• _SUPPLIED DATA_:

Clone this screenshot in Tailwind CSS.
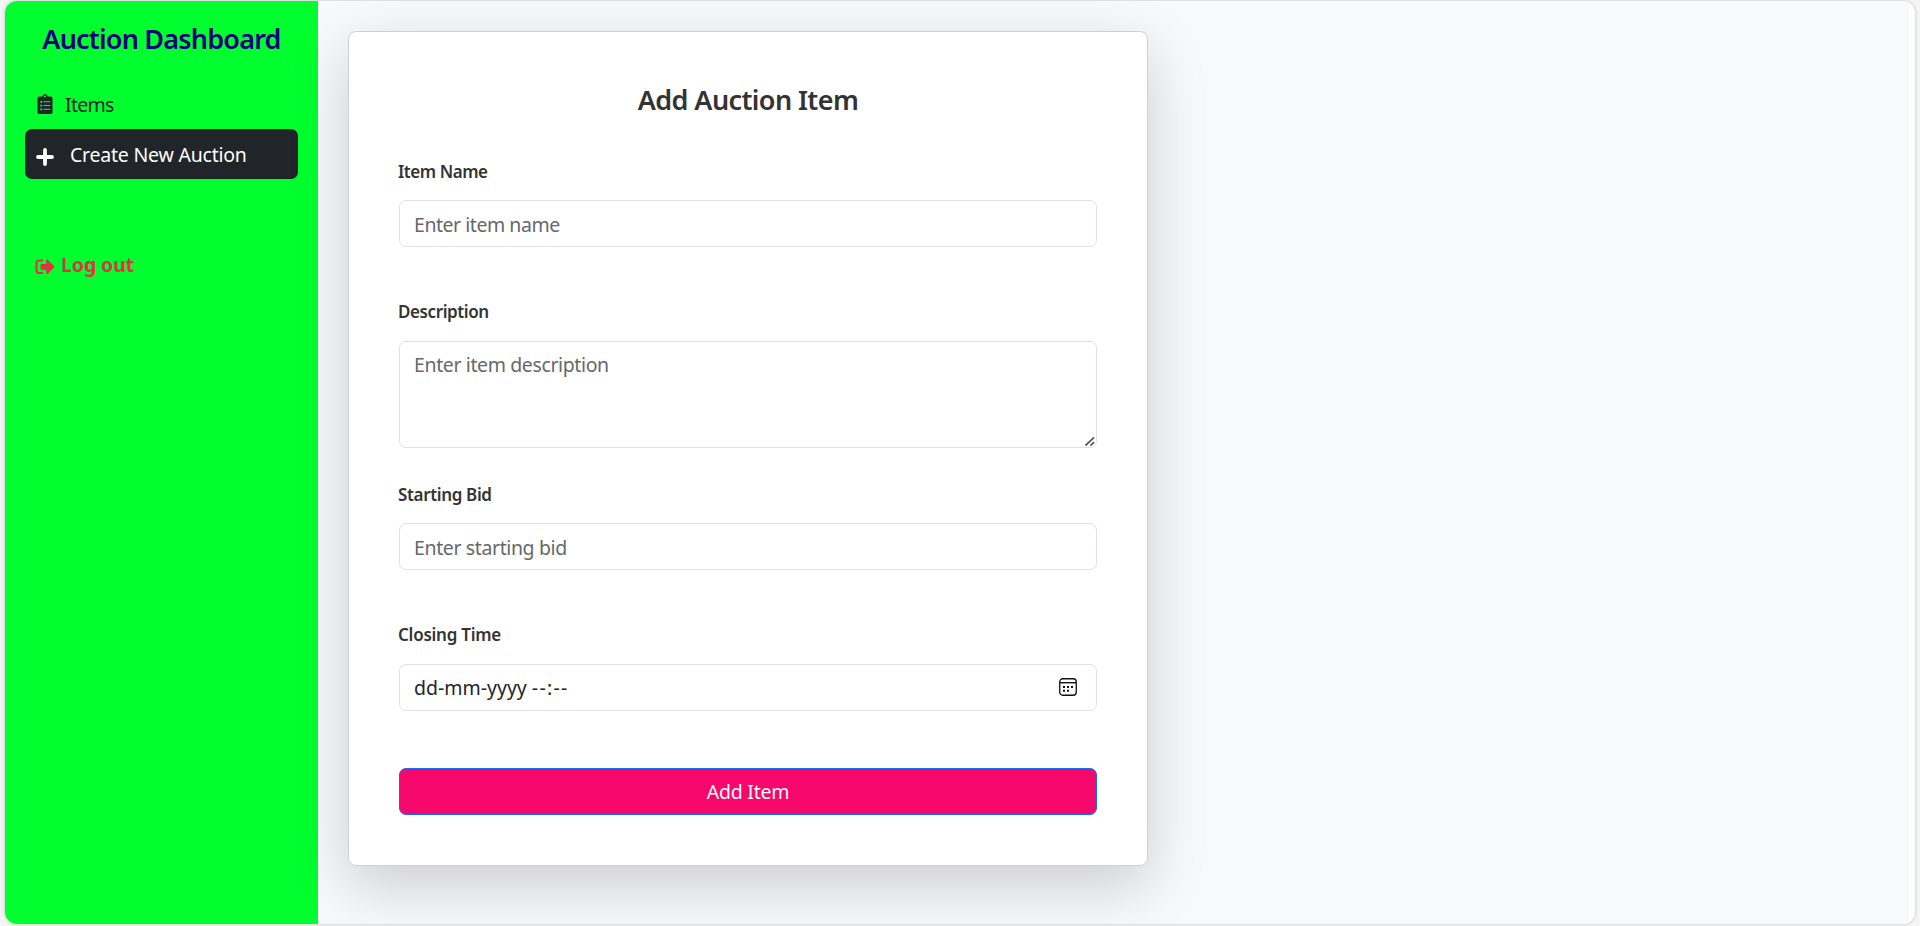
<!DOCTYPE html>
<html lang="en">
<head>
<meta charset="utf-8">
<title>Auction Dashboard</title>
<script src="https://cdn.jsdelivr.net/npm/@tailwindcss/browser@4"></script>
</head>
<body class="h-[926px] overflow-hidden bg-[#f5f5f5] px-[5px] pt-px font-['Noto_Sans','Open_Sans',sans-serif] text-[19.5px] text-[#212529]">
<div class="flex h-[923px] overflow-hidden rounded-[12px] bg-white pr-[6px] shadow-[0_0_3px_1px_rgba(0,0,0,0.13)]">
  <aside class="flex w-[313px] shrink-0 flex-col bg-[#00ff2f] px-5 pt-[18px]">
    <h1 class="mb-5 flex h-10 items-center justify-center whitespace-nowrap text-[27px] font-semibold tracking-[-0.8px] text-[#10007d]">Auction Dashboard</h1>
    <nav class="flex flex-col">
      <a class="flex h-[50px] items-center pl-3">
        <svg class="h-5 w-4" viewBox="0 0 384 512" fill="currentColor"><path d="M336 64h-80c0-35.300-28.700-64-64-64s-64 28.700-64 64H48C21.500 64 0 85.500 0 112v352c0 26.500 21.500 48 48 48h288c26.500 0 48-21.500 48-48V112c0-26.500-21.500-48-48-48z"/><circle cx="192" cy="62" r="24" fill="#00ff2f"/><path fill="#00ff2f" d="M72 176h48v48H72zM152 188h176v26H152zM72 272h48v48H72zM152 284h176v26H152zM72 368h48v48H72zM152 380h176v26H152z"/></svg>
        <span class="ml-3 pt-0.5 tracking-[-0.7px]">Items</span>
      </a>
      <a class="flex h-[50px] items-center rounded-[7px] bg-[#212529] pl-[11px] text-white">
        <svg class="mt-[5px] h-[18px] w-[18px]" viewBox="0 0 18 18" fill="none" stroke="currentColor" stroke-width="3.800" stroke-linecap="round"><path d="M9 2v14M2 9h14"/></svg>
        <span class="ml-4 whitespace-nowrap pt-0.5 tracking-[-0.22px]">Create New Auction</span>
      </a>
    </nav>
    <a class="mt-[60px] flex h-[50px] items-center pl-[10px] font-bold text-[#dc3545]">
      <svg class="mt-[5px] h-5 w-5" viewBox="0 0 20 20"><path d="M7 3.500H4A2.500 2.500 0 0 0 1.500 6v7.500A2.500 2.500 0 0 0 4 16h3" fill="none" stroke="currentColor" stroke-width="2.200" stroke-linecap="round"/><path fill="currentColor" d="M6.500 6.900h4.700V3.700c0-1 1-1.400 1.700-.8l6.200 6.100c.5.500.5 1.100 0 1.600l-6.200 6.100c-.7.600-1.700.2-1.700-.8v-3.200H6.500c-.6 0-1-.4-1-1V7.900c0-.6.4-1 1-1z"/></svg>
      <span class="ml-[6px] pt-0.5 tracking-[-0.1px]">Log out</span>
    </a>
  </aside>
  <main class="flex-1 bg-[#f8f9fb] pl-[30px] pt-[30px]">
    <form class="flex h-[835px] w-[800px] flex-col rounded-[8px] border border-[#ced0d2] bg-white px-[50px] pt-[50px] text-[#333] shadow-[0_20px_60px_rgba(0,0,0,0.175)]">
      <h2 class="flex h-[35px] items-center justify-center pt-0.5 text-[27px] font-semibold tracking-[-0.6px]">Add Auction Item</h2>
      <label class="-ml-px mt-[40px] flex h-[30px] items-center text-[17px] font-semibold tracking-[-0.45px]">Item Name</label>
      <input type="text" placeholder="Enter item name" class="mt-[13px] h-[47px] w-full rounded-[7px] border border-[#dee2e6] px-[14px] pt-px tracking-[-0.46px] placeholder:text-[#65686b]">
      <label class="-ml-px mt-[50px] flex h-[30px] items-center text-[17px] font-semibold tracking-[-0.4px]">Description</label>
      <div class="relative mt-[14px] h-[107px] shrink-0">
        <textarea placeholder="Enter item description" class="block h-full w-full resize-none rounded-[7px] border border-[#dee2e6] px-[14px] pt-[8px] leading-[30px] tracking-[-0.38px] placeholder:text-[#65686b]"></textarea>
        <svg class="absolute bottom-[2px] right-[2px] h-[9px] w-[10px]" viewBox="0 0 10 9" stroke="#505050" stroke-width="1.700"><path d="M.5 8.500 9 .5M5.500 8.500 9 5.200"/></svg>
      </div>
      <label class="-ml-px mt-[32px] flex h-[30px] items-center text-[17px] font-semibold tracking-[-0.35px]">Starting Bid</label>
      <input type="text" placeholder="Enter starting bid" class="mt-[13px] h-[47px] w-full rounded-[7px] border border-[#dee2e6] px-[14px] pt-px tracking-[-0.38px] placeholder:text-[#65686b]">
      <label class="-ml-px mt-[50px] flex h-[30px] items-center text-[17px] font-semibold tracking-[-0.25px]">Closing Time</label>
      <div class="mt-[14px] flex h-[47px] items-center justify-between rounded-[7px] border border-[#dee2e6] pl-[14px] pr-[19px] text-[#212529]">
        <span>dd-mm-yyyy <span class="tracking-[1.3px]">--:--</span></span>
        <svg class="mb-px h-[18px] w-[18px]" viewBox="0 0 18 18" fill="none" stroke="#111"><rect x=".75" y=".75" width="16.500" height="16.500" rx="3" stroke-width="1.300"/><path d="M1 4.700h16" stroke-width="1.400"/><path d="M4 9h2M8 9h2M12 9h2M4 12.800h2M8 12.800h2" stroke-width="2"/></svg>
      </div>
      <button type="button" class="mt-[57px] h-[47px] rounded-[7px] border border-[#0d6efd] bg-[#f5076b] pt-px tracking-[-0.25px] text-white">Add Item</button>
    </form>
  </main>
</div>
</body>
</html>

• _EXERCISE_:
Set every line down exactly as written, leaving each picture out.

• _RESPONSE TO THE TASK_:
Clone this screenshot in Tailwind CSS.
<!DOCTYPE html>
<html lang="en">
<head>
<meta charset="utf-8">
<title>Auction Dashboard</title>
<script src="https://cdn.jsdelivr.net/npm/@tailwindcss/browser@4"></script>
</head>
<body class="h-[926px] overflow-hidden bg-[#f5f5f5] px-[5px] pt-px font-['Noto_Sans','Open_Sans',sans-serif] text-[19.5px] text-[#212529]">
<div class="flex h-[923px] overflow-hidden rounded-[12px] bg-white pr-[6px] shadow-[0_0_3px_1px_rgba(0,0,0,0.13)]">
  <aside class="flex w-[313px] shrink-0 flex-col bg-[#00ff2f] px-5 pt-[18px]">
    <h1 class="mb-5 flex h-10 items-center justify-center whitespace-nowrap text-[27px] font-semibold tracking-[-0.8px] text-[#10007d]">Auction Dashboard</h1>
    <nav class="flex flex-col">
      <a class="flex h-[50px] items-center pl-3">
        <svg class="h-5 w-4" viewBox="0 0 384 512" fill="currentColor"><path d="M336 64h-80c0-35.300-28.700-64-64-64s-64 28.700-64 64H48C21.500 64 0 85.500 0 112v352c0 26.500 21.500 48 48 48h288c26.500 0 48-21.500 48-48V112c0-26.500-21.500-48-48-48z"/><circle cx="192" cy="62" r="24" fill="#00ff2f"/><path fill="#00ff2f" d="M72 176h48v48H72zM152 188h176v26H152zM72 272h48v48H72zM152 284h176v26H152zM72 368h48v48H72zM152 380h176v26H152z"/></svg>
        <span class="ml-3 pt-0.5 tracking-[-0.7px]">Items</span>
      </a>
      <a class="flex h-[50px] items-center rounded-[7px] bg-[#212529] pl-[11px] text-white">
        <svg class="mt-[5px] h-[18px] w-[18px]" viewBox="0 0 18 18" fill="none" stroke="currentColor" stroke-width="3.800" stroke-linecap="round"><path d="M9 2v14M2 9h14"/></svg>
        <span class="ml-4 whitespace-nowrap pt-0.5 tracking-[-0.22px]">Create New Auction</span>
      </a>
    </nav>
    <a class="mt-[60px] flex h-[50px] items-center pl-[10px] font-bold text-[#dc3545]">
      <svg class="mt-[5px] h-5 w-5" viewBox="0 0 20 20"><path d="M7 3.500H4A2.500 2.500 0 0 0 1.500 6v7.500A2.500 2.500 0 0 0 4 16h3" fill="none" stroke="currentColor" stroke-width="2.200" stroke-linecap="round"/><path fill="currentColor" d="M6.500 6.900h4.700V3.700c0-1 1-1.400 1.700-.8l6.200 6.100c.5.500.5 1.100 0 1.600l-6.200 6.100c-.7.600-1.700.2-1.700-.8v-3.200H6.500c-.6 0-1-.4-1-1V7.900c0-.6.4-1 1-1z"/></svg>
      <span class="ml-[6px] pt-0.5 tracking-[-0.1px]">Log out</span>
    </a>
  </aside>
  <main class="flex-1 bg-[#f8f9fb] pl-[30px] pt-[30px]">
    <form class="flex h-[835px] w-[800px] flex-col rounded-[8px] border border-[#ced0d2] bg-white px-[50px] pt-[50px] text-[#333] shadow-[0_20px_60px_rgba(0,0,0,0.175)]">
      <h2 class="flex h-[35px] items-center justify-center pt-0.5 text-[27px] font-semibold tracking-[-0.6px]">Add Auction Item</h2>
      <label class="-ml-px mt-[40px] flex h-[30px] items-center text-[17px] font-semibold tracking-[-0.45px]">Item Name</label>
      <input type="text" placeholder="Enter item name" class="mt-[13px] h-[47px] w-full rounded-[7px] border border-[#dee2e6] px-[14px] pt-px tracking-[-0.46px] placeholder:text-[#65686b]">
      <label class="-ml-px mt-[50px] flex h-[30px] items-center text-[17px] font-semibold tracking-[-0.4px]">Description</label>
      <div class="relative mt-[14px] h-[107px] shrink-0">
        <textarea placeholder="Enter item description" class="block h-full w-full resize-none rounded-[7px] border border-[#dee2e6] px-[14px] pt-[8px] leading-[30px] tracking-[-0.38px] placeholder:text-[#65686b]"></textarea>
        <svg class="absolute bottom-[2px] right-[2px] h-[9px] w-[10px]" viewBox="0 0 10 9" stroke="#505050" stroke-width="1.700"><path d="M.5 8.500 9 .5M5.500 8.500 9 5.200"/></svg>
      </div>
      <label class="-ml-px mt-[32px] flex h-[30px] items-center text-[17px] font-semibold tracking-[-0.35px]">Starting Bid</label>
      <input type="text" placeholder="Enter starting bid" class="mt-[13px] h-[47px] w-full rounded-[7px] border border-[#dee2e6] px-[14px] pt-px tracking-[-0.38px] placeholder:text-[#65686b]">
      <label class="-ml-px mt-[50px] flex h-[30px] items-center text-[17px] font-semibold tracking-[-0.25px]">Closing Time</label>
      <div class="mt-[14px] flex h-[47px] items-center justify-between rounded-[7px] border border-[#dee2e6] pl-[14px] pr-[19px] text-[#212529]">
        <span>dd-mm-yyyy <span class="tracking-[1.3px]">--:--</span></span>
        <svg class="mb-px h-[18px] w-[18px]" viewBox="0 0 18 18" fill="none" stroke="#111"><rect x=".75" y=".75" width="16.500" height="16.500" rx="3" stroke-width="1.300"/><path d="M1 4.700h16" stroke-width="1.400"/><path d="M4 9h2M8 9h2M12 9h2M4 12.800h2M8 12.800h2" stroke-width="2"/></svg>
      </div>
      <button type="button" class="mt-[57px] h-[47px] rounded-[7px] border border-[#0d6efd] bg-[#f5076b] pt-px tracking-[-0.25px] text-white">Add Item</button>
    </form>
  </main>
</div>
</body>
</html>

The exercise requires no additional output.